Reproduce the listing word for word, leaving every picture behind.

'''

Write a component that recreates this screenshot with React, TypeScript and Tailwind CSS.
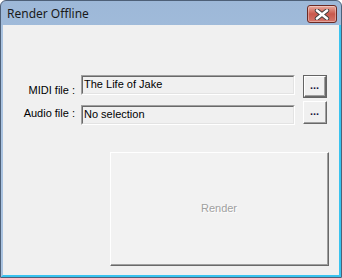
import React from 'react';

function CloseButton() {
  return (
    <div className="w-[30px] h-[18px] rounded-[3px] border border-[#6b2a24] bg-gradient-to-b from-[#e8a99d] via-[#c9584c] to-[#d4756a] flex items-center justify-center shadow-[inset_0_0_0_1px_rgba(255,255,255,0.35)]">
      <svg width="16" height="11" viewBox="0 0 16 11">
        <path d="M3 1.5 L13 9.5 M13 1.5 L3 9.5" stroke="#3c3c3c" strokeWidth="4.4" strokeLinecap="round" />
        <path d="M3 1.5 L13 9.5 M13 1.5 L3 9.5" stroke="#ffffff" strokeWidth="2.6" strokeLinecap="round" />
      </svg>
    </div>
  );
}

function TextBox({ value }: { value: string }) {
  return (
    <div className="w-[214px] h-[20px] border-t border-l border-t-[#a0a0a0] border-l-[#a0a0a0] border-b border-r border-b-white border-r-white">
      <div className="h-full border-t border-l border-t-[#696969] border-l-[#696969] border-b border-r border-b-[#e3e3e3] border-r-[#e3e3e3] bg-[#f0f0f0] pl-[1px] text-[11px] leading-[14px] text-black whitespace-nowrap">
        {value}
      </div>
    </div>
  );
}

function DotsButton({ active }: { active?: boolean }) {
  return (
    <div className={`w-[24px] h-[23px] ${active ? 'border border-[#646464]' : ''}`}>
      <div className="h-full border-t border-l border-t-white border-l-white border-b border-r border-b-[#696969] border-r-[#696969]">
        <div className="h-full border-b border-r border-b-[#a0a0a0] border-r-[#a0a0a0] flex items-center justify-center text-[11px] font-bold leading-none text-[#1a1a40] pb-[2px]">
          ...
        </div>
      </div>
    </div>
  );
}

export default function App() {
  return (
    <div className="w-[342px] h-[278px] font-['Liberation_Sans',Arial,sans-serif]">
      <div className="w-full h-full rounded-t-[6px] border border-[#4e6078] bg-gradient-to-b from-[#9db8d8] to-[#bcd2ea] flex flex-col">
        {/* Title bar */}
        <div className="h-[24px] flex items-start justify-between pl-[6px] pr-[4px]">
          <span className="mt-[5px] text-[12px] leading-[16px] text-[#1a1a1a] font-['Noto_Sans',sans-serif]">Render Offline</span>
          <div className="mt-[4px]">
            <CloseButton />
          </div>
        </div>

        {/* Client area */}
        <div className="flex-1 border-l-2 border-l-[#aac3e0] border-r-2 border-r-[#39c3ef] border-b-2 border-b-[#39c3ef]">
          <div className="h-full bg-[#f0f0f0] pt-[50px] text-black">
            {/* MIDI row */}
            <div className="flex items-start h-[22px]">
              <div className="w-[72px] text-right text-[11px] leading-[13px] mt-[9px] whitespace-nowrap">MIDI file :</div>
              <div className="ml-[6px]">
                <TextBox value="The Life of Jake" />
              </div>
              <div className="ml-[8px]">
                <DotsButton active />
              </div>
            </div>

            {/* Audio row */}
            <div className="flex items-start h-[24px] mt-[4px]">
              <div className="w-[72px] text-right text-[11px] leading-[13px] mt-[6px] whitespace-nowrap">Audio file :</div>
              <div className="ml-[6px] mt-[4px]">
                <TextBox value="No selection" />
              </div>
              <div className="ml-[8px]">
                <DotsButton />
              </div>
            </div>

            {/* Render button */}
            <div className="ml-[107px] mt-[27px] w-[219px] h-[114px] border-t border-l border-t-white border-l-white border-b border-r border-b-[#696969] border-r-[#696969]">
              <div className="h-full border-b border-r border-b-[#a0a0a0] border-r-[#a0a0a0] bg-[#f2f2f2] flex items-center justify-center">
                <span className="text-[11px] text-[#a0a0a0] [text-shadow:1px_1px_0_#ffffff]">Render</span>
              </div>
            </div>
          </div>
        </div>
      </div>
    </div>
  );
}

'''

[ANSWER TO THE PROBLEM]
Write a component that recreates this screenshot with React, TypeScript and Tailwind CSS.
import React from 'react';

function CloseButton() {
  return (
    <div className="w-[30px] h-[18px] rounded-[3px] border border-[#6b2a24] bg-gradient-to-b from-[#e8a99d] via-[#c9584c] to-[#d4756a] flex items-center justify-center shadow-[inset_0_0_0_1px_rgba(255,255,255,0.35)]">
      <svg width="16" height="11" viewBox="0 0 16 11">
        <path d="M3 1.5 L13 9.5 M13 1.5 L3 9.5" stroke="#3c3c3c" strokeWidth="4.4" strokeLinecap="round" />
        <path d="M3 1.5 L13 9.5 M13 1.5 L3 9.5" stroke="#ffffff" strokeWidth="2.6" strokeLinecap="round" />
      </svg>
    </div>
  );
}

function TextBox({ value }: { value: string }) {
  return (
    <div className="w-[214px] h-[20px] border-t border-l border-t-[#a0a0a0] border-l-[#a0a0a0] border-b border-r border-b-white border-r-white">
      <div className="h-full border-t border-l border-t-[#696969] border-l-[#696969] border-b border-r border-b-[#e3e3e3] border-r-[#e3e3e3] bg-[#f0f0f0] pl-[1px] text-[11px] leading-[14px] text-black whitespace-nowrap">
        {value}
      </div>
    </div>
  );
}

function DotsButton({ active }: { active?: boolean }) {
  return (
    <div className={`w-[24px] h-[23px] ${active ? 'border border-[#646464]' : ''}`}>
      <div className="h-full border-t border-l border-t-white border-l-white border-b border-r border-b-[#696969] border-r-[#696969]">
        <div className="h-full border-b border-r border-b-[#a0a0a0] border-r-[#a0a0a0] flex items-center justify-center text-[11px] font-bold leading-none text-[#1a1a40] pb-[2px]">
          ...
        </div>
      </div>
    </div>
  );
}

export default function App() {
  return (
    <div className="w-[342px] h-[278px] font-['Liberation_Sans',Arial,sans-serif]">
      <div className="w-full h-full rounded-t-[6px] border border-[#4e6078] bg-gradient-to-b from-[#9db8d8] to-[#bcd2ea] flex flex-col">
        {/* Title bar */}
        <div className="h-[24px] flex items-start justify-between pl-[6px] pr-[4px]">
          <span className="mt-[5px] text-[12px] leading-[16px] text-[#1a1a1a] font-['Noto_Sans',sans-serif]">Render Offline</span>
          <div className="mt-[4px]">
            <CloseButton />
          </div>
        </div>

        {/* Client area */}
        <div className="flex-1 border-l-2 border-l-[#aac3e0] border-r-2 border-r-[#39c3ef] border-b-2 border-b-[#39c3ef]">
          <div className="h-full bg-[#f0f0f0] pt-[50px] text-black">
            {/* MIDI row */}
            <div className="flex items-start h-[22px]">
              <div className="w-[72px] text-right text-[11px] leading-[13px] mt-[9px] whitespace-nowrap">MIDI file :</div>
              <div className="ml-[6px]">
                <TextBox value="The Life of Jake" />
              </div>
              <div className="ml-[8px]">
                <DotsButton active />
              </div>
            </div>

            {/* Audio row */}
            <div className="flex items-start h-[24px] mt-[4px]">
              <div className="w-[72px] text-right text-[11px] leading-[13px] mt-[6px] whitespace-nowrap">Audio file :</div>
              <div className="ml-[6px] mt-[4px]">
                <TextBox value="No selection" />
              </div>
              <div className="ml-[8px]">
                <DotsButton />
              </div>
            </div>

            {/* Render button */}
            <div className="ml-[107px] mt-[27px] w-[219px] h-[114px] border-t border-l border-t-white border-l-white border-b border-r border-b-[#696969] border-r-[#696969]">
              <div className="h-full border-b border-r border-b-[#a0a0a0] border-r-[#a0a0a0] bg-[#f2f2f2] flex items-center justify-center">
                <span className="text-[11px] text-[#a0a0a0] [text-shadow:1px_1px_0_#ffffff]">Render</span>
              </div>
            </div>
          </div>
        </div>
      </div>
    </div>
  );
}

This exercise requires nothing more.